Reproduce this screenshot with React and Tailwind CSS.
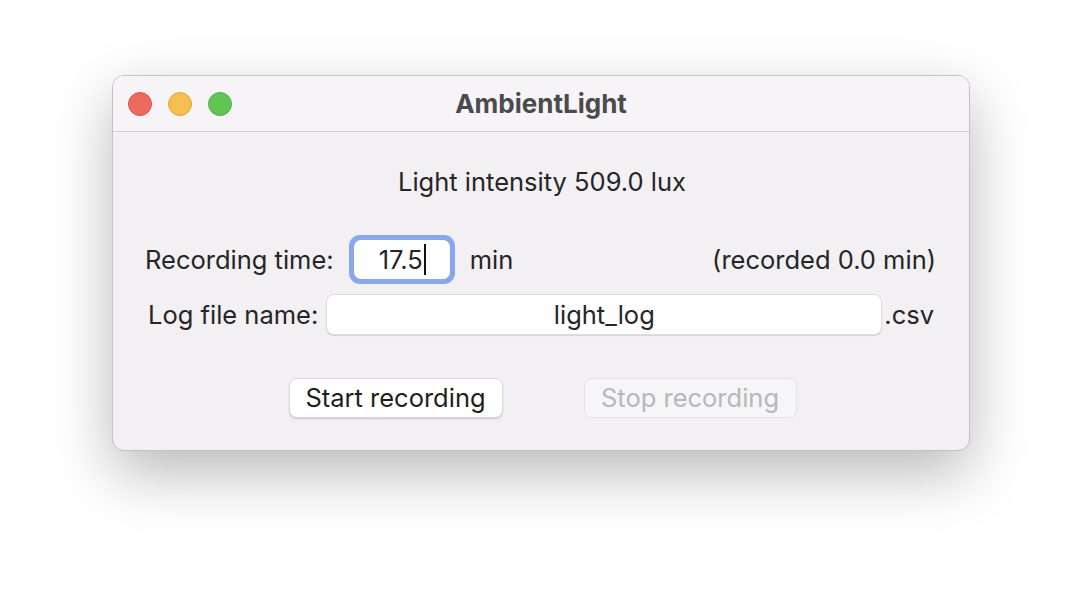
import React from 'react';

const font = { fontFamily: 'Inter, "Noto Sans", "Liberation Sans", sans-serif' };

function TrafficLights() {
  return (
    <div className="flex items-center gap-4">
      <span className="block h-6 w-6 rounded-full bg-[#ee6a5f] border border-[#d9544a]" />
      <span className="block h-6 w-6 rounded-full bg-[#f5bf4f] border border-[#dca63a]" />
      <span className="block h-6 w-6 rounded-full bg-[#61c554] border border-[#4fae43]" />
    </div>
  );
}

export default function App() {
  return (
    <div className="h-[598px] w-[1082px] bg-white pl-[112px] pt-[75px]" style={font}>
      <div className="w-[858px] h-[376px] rounded-[12px] border border-[#c3c1c5] bg-[#f2f0f3] overflow-hidden shadow-[0_22px_60px_rgba(0,0,0,0.28)] flex flex-col">
        {/* Title bar */}
        <div className="relative h-[56px] shrink-0 bg-[#f6f4f7] border-b border-[#d3d1d5] flex items-center px-[15px]">
          <TrafficLights />
          <div className="absolute inset-0 flex items-center justify-center text-[26px] font-bold text-[#4b4a4c] leading-[32px]">
            AmbientLight
          </div>
        </div>

        {/* Body */}
        <div className="flex flex-col pt-[34px] text-[25.5px] text-[#262527]">
          <div className="text-center leading-[32px] pl-[2px]">Light intensity 509.0 lux</div>

          <div className="flex items-center h-[49px] mt-[37px] pl-[32px] pr-[33px]">
            <span className="leading-[32px]">Recording time:</span>
            <div className="ml-[15px] w-[106px] h-[49px] rounded-[11px] bg-[#89a7ec] p-[5px]">
              <div className="h-full w-full rounded-[7px] bg-white flex items-center justify-center pl-[1px]">
                <span className="leading-[32px]">17.5</span>
                <span className="block w-[2px] h-[31px] bg-[#111] ml-[1px]" />
              </div>
            </div>
            <span className="ml-[15px] leading-[32px]">min</span>
            <span className="ml-auto leading-[32px]">(recorded 0.0 min)</span>
          </div>

          <div className="flex items-center h-[41px] mt-[10px] pl-[35px] pr-[35px]">
            <span className="leading-[32px]">Log file name:</span>
            <div className="ml-[8px] flex-1 h-[41px] rounded-[8px] bg-white border border-[#dedce0] shadow-[0_1px_1px_rgba(0,0,0,0.12)] flex items-center justify-center">
              <span className="leading-[32px]">light_log</span>
            </div>
            <span className="ml-[2px] leading-[32px]">.csv</span>
          </div>

          <div className="flex justify-center gap-[81px] mt-[43px] pl-[3px]">
            <button className="h-[40px] w-[214px] rounded-[8px] bg-white border border-[#dcdadd] shadow-[0_1px_1.5px_rgba(0,0,0,0.18)] text-[25.5px] text-[#1f1e20] leading-[32px]">
              Start recording
            </button>
            <button className="h-[40px] w-[213px] rounded-[8px] bg-[#f6f5f7] border border-[#e4e2e6] text-[25.5px] text-[#b8b7ba] leading-[32px]" disabled>
              Stop recording
            </button>
          </div>
        </div>
      </div>
    </div>
  );
}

------------------------------------------------------------

WRITTEN TASK
Repeat the data exactly, excluding the pictures.

PROBLEM SOLUTION
Reproduce this screenshot with React and Tailwind CSS.
import React from 'react';

const font = { fontFamily: 'Inter, "Noto Sans", "Liberation Sans", sans-serif' };

function TrafficLights() {
  return (
    <div className="flex items-center gap-4">
      <span className="block h-6 w-6 rounded-full bg-[#ee6a5f] border border-[#d9544a]" />
      <span className="block h-6 w-6 rounded-full bg-[#f5bf4f] border border-[#dca63a]" />
      <span className="block h-6 w-6 rounded-full bg-[#61c554] border border-[#4fae43]" />
    </div>
  );
}

export default function App() {
  return (
    <div className="h-[598px] w-[1082px] bg-white pl-[112px] pt-[75px]" style={font}>
      <div className="w-[858px] h-[376px] rounded-[12px] border border-[#c3c1c5] bg-[#f2f0f3] overflow-hidden shadow-[0_22px_60px_rgba(0,0,0,0.28)] flex flex-col">
        {/* Title bar */}
        <div className="relative h-[56px] shrink-0 bg-[#f6f4f7] border-b border-[#d3d1d5] flex items-center px-[15px]">
          <TrafficLights />
          <div className="absolute inset-0 flex items-center justify-center text-[26px] font-bold text-[#4b4a4c] leading-[32px]">
            AmbientLight
          </div>
        </div>

        {/* Body */}
        <div className="flex flex-col pt-[34px] text-[25.5px] text-[#262527]">
          <div className="text-center leading-[32px] pl-[2px]">Light intensity 509.0 lux</div>

          <div className="flex items-center h-[49px] mt-[37px] pl-[32px] pr-[33px]">
            <span className="leading-[32px]">Recording time:</span>
            <div className="ml-[15px] w-[106px] h-[49px] rounded-[11px] bg-[#89a7ec] p-[5px]">
              <div className="h-full w-full rounded-[7px] bg-white flex items-center justify-center pl-[1px]">
                <span className="leading-[32px]">17.5</span>
                <span className="block w-[2px] h-[31px] bg-[#111] ml-[1px]" />
              </div>
            </div>
            <span className="ml-[15px] leading-[32px]">min</span>
            <span className="ml-auto leading-[32px]">(recorded 0.0 min)</span>
          </div>

          <div className="flex items-center h-[41px] mt-[10px] pl-[35px] pr-[35px]">
            <span className="leading-[32px]">Log file name:</span>
            <div className="ml-[8px] flex-1 h-[41px] rounded-[8px] bg-white border border-[#dedce0] shadow-[0_1px_1px_rgba(0,0,0,0.12)] flex items-center justify-center">
              <span className="leading-[32px]">light_log</span>
            </div>
            <span className="ml-[2px] leading-[32px]">.csv</span>
          </div>

          <div className="flex justify-center gap-[81px] mt-[43px] pl-[3px]">
            <button className="h-[40px] w-[214px] rounded-[8px] bg-white border border-[#dcdadd] shadow-[0_1px_1.5px_rgba(0,0,0,0.18)] text-[25.5px] text-[#1f1e20] leading-[32px]">
              Start recording
            </button>
            <button className="h-[40px] w-[213px] rounded-[8px] bg-[#f6f5f7] border border-[#e4e2e6] text-[25.5px] text-[#b8b7ba] leading-[32px]" disabled>
              Stop recording
            </button>
          </div>
        </div>
      </div>
    </div>
  );
}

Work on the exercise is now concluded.